Other languages that are a bit easier are the rest of the Romance languages, like French, Italian and Portuguese, followed by Dutch, Swedish and Norwegian.
Believe it or not, the more practice you have with learning a language the easier it gets over time. Learning one new language makes it much easier for you to learn more.
You’ve already mastered the skills of repetition, practice and retention, so why not put those skills to use and master the globe?
“The deep structures are shared by many languages, so a second language is your friend when you are trying to learn a third,” says Zambenedetti.
To those adults who say they are “bad” with languages, that simply is not true. It just means you need to practice a little bit more.
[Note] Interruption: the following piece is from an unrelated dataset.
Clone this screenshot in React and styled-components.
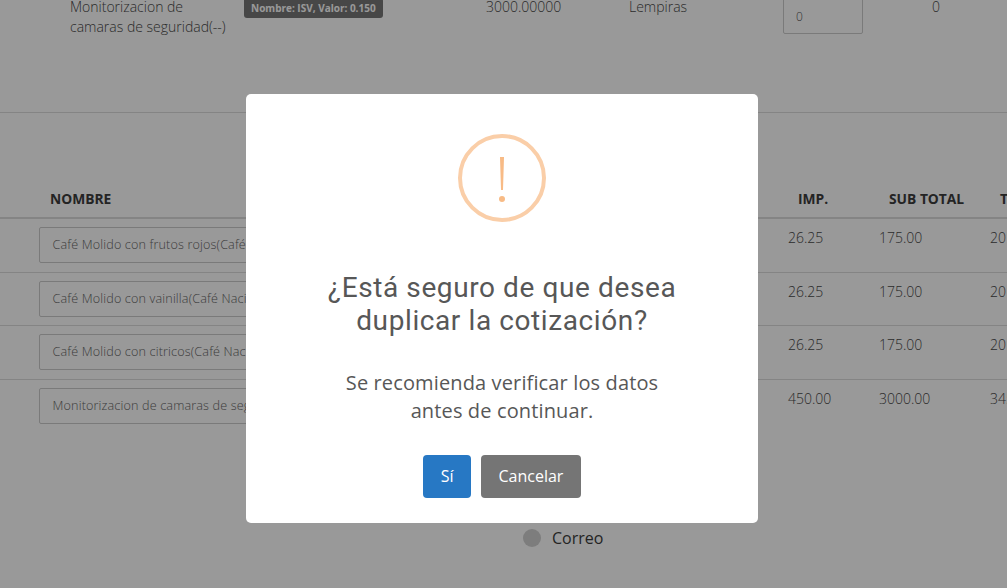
import styled, { createGlobalStyle } from 'styled-components';

const GlobalStyle = createGlobalStyle`
  html, body {
    margin: 0;
    height: 100%;
    overflow: hidden;
    background: #fff;
  }
  body {
    font-family: "Open Sans", "Noto Sans", sans-serif;
    color: #3c3c3c;
  }
`;

const Page = styled.div`
  width: 1007px;
  height: 588px;
  overflow: hidden;
`;

const ProductRow = styled.div`
  display: grid;
  grid-template-columns: 244px 242px 143px 154px 149px 1fr;
  height: 116px;
  margin-top: -3px;
  border-bottom: 1px solid #ddd;
  color: #484848;
  font-size: 14px;
  font-weight: 300;
  line-height: 20px;
  box-sizing: border-box;
`;

const ProductName = styled.div`
  padding-left: 70px;
  width: 160px;
`;

const Tag = styled.div`
  align-self: start;
  justify-self: start;
  height: 20px;
  margin-top: 1px;
  padding: 0 7px;
  background: #777;
  border-radius: 3px;
  color: #fff;
  font-size: 10px;
  font-weight: 700;
  line-height: 20px;
  white-space: nowrap;
`;

const QtyBox = styled.div`
  width: 80px;
  height: 37px;
  box-sizing: border-box;
  padding: 9px 0 0 12px;
  border: 1px solid #ccc;
  border-radius: 2px;
  font-size: 12px;
  line-height: 20px;
  color: #555;
`;

const Table = styled.div`
  margin-top: 71px;
`;

const Columns = styled.div`
  display: grid;
  grid-template-columns: 749px 91px 111px 1fr;
`;

const HeadRow = styled(Columns)`
  height: 33px;
  border-bottom: 2px solid #ddd;
  font-size: 13.8px;
  font-weight: 700;
  line-height: 30px;
  white-space: nowrap;
`;

const HeadCell = styled.div`
  padding-left: ${p => p.$indent}px;
`;

const Row = styled(Columns)`
  height: ${p => p.$height}px;
  box-sizing: border-box;
  border-bottom: ${p => (p.$last ? '0' : '1px solid #ddd')};
  color: #484848;
  font-size: 14px;
  font-weight: 300;
`;

const NameCell = styled.div`
  padding: 8px 0 0 39px;
`;

const NameBox = styled.div`
  width: 300px;
  height: 35.5px;
  box-sizing: border-box;
  padding: 0 12.5px;
  border: 1px solid #ccc;
  border-radius: 2px;
  font-size: 12.6px;
  font-weight: 300;
  letter-spacing: 0.15px;
  line-height: 34px;
  color: #666;
  white-space: nowrap;
  overflow: hidden;
`;

const ValueCell = styled.div`
  padding: 9px 0 0 ${p => p.$indent}px;
  line-height: 20px;
  white-space: nowrap;
`;

const Contact = styled.label`
  display: flex;
  align-items: center;
  gap: 11px;
  margin: 93px 0 0 523px;
  font-size: 16px;
  line-height: 22px;
`;

const RadioDot = styled.span`
  width: 18px;
  height: 18px;
  border-radius: 50%;
  background: #d0d0d0;
`;

const Overlay = styled.div`
  position: fixed;
  inset: 0;
  background: rgba(0, 0, 0, 0.4);
`;

const Modal = styled.div`
  position: absolute;
  left: 246px;
  top: 94px;
  width: 512px;
  height: 429px;
  box-sizing: border-box;
  padding-top: 40px;
  background: #fff;
  border-radius: 5px;
  display: flex;
  flex-direction: column;
  align-items: center;
  text-align: center;
`;

const WarningIcon = styled.div`
  position: relative;
  width: 88px;
  height: 88px;
  box-sizing: border-box;
  border: 4px solid #facea8;
  border-radius: 50%;
`;

const WarningBar = styled.span`
  position: absolute;
  left: 38px;
  top: 19px;
  width: 4px;
  height: 33px;
  background: #f8bb86;
  clip-path: polygon(0 0, 100% 0, 75% 100%, 25% 100%);
`;

const WarningDot = styled.span`
  position: absolute;
  left: 37px;
  top: 58px;
  width: 6px;
  height: 6px;
  border-radius: 50%;
  background: #f8bb86;
`;

const Title = styled.h2`
  margin: 49px 0 0;
  font-family: Roboto, "Noto Sans", sans-serif;
  font-size: 28px;
  font-weight: 400;
  line-height: 33px;
  letter-spacing: 0.6px;
  color: #575757;
`;

const Message = styled.p`
  margin: 32px 0 0;
  font-size: 20px;
  line-height: 28px;
  letter-spacing: 0.13px;
  color: #575757;
`;

const Actions = styled.div`
  display: flex;
  gap: 10px;
  margin-top: 30px;
`;

const Button = styled.button`
  height: 43px;
  padding: 0 17.5px 2px;
  border: 0;
  border-radius: 4px;
  background: ${p => p.$bg};
  color: #fff;
  font-family: inherit;
  font-size: 16px;
`;

const items = [
  { name: 'Café Molido con frutos rojos(Café Nacional)', imp: '26.25', sub: '175.00', total: '201.25', height: 54 },
  { name: 'Café Molido con vainilla(Café Nacional)', imp: '26.25', sub: '175.00', total: '201.25', height: 53 },
  { name: 'Café Molido con citricos(Café Nacional)', imp: '26.25', sub: '175.00', total: '201.25', height: 54 },
  { name: 'Monitorizacion de camaras de seguridad(--)', imp: '450.00', sub: '3000.00', total: '3450.00', height: 54, last: true },
];

export default function App() {
  return (
    <>
      <GlobalStyle />
      <Page>
        <ProductRow>
          <ProductName>Monitorizacion de camaras de seguridad(--)</ProductName>
          <Tag>Nombre: ISV, Valor: 0.150</Tag>
          <div>3000.00000</div>
          <div>Lempiras</div>
          <QtyBox>0</QtyBox>
          <div>0</div>
        </ProductRow>
        <Table>
          <HeadRow>
            <HeadCell $indent={50}>NOMBRE</HeadCell>
            <HeadCell $indent={49}>IMP.</HeadCell>
            <HeadCell $indent={49}>SUB TOTAL</HeadCell>
            <HeadCell $indent={49}>TOTAL</HeadCell>
          </HeadRow>
          {items.map(item => (
            <Row key={item.name} $height={item.height} $last={item.last}>
              <NameCell><NameBox>{item.name}</NameBox></NameCell>
              <ValueCell $indent={39}>{item.imp}</ValueCell>
              <ValueCell $indent={39}>{item.sub}</ValueCell>
              <ValueCell $indent={39}>{item.total}</ValueCell>
            </Row>
          ))}
        </Table>
        <Contact><RadioDot />Correo</Contact>
      </Page>
      <Overlay>
        <Modal>
          <WarningIcon>
            <WarningBar />
            <WarningDot />
          </WarningIcon>
          <Title>¿Está seguro de que desea<br />duplicar la cotización?</Title>
          <Message>Se recomienda verificar los datos<br />antes de continuar.</Message>
          <Actions>
            <Button $bg="#2778c4">Sí</Button>
            <Button $bg="#757575">Cancelar</Button>
          </Actions>
        </Modal>
      </Overlay>
    </>
  );
}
"The biggest mistake is throwing in the towel too soon. As long as you don't have a cognitive deficit that blocks you intellectually, you have the ability to learn a new language," says Grosberg Smith. "If you aren't able to do so, it's because you've given up."
Remember, no one ever really “masters” a language. Even as adults with our primary languages, we are constantly learning new words, and unless you practice them daily they don't necessarily become part of your daily speech patterns.
Grosberg Smith adds, "Language is always a journey. If you keep at it and are motivated, practice it and expose yourself to it, you're going to be able to do it."
Remember: learning another language is incredibly valuable.
If you still feel like giving up, remember why acquiring a new language has so much power.
All the experts agree: the skill unlocks new experiences that would not be available to you if you couldn’t communicate in the local vernacular.
“Learning the local language before a trip is the best way to get to know the destination and experience it in a way that you would never be able to if you didn’t know the language,” says Lisa Frumkes, senior director of content development at Rosetta Stone. “You can order off the menu and know what you’re ordering. You can communicate on the most basic level with the locals, who appreciate the fact that you’re trying to connect with them.”
If you're not confident in your skills, even showing an attempt to speak in the local language can be beneficial. “It opens so many doors just to even try,” says Frumkes.
Moreover, it helps you understand and accept other cultures.
“Languages are portals onto other cultures, other worlds, other customs," says Zambenedetti. "They make us more accepting and open to new experiences and relationships. They invite us to learn more. Thinking that we don’t need to learn a foreign language just because we can get around anyways limits one’s exposure to the world more than one thinks.”
So if you're struggling with that second language, buck up and keep at it. You'll be all the richer for it.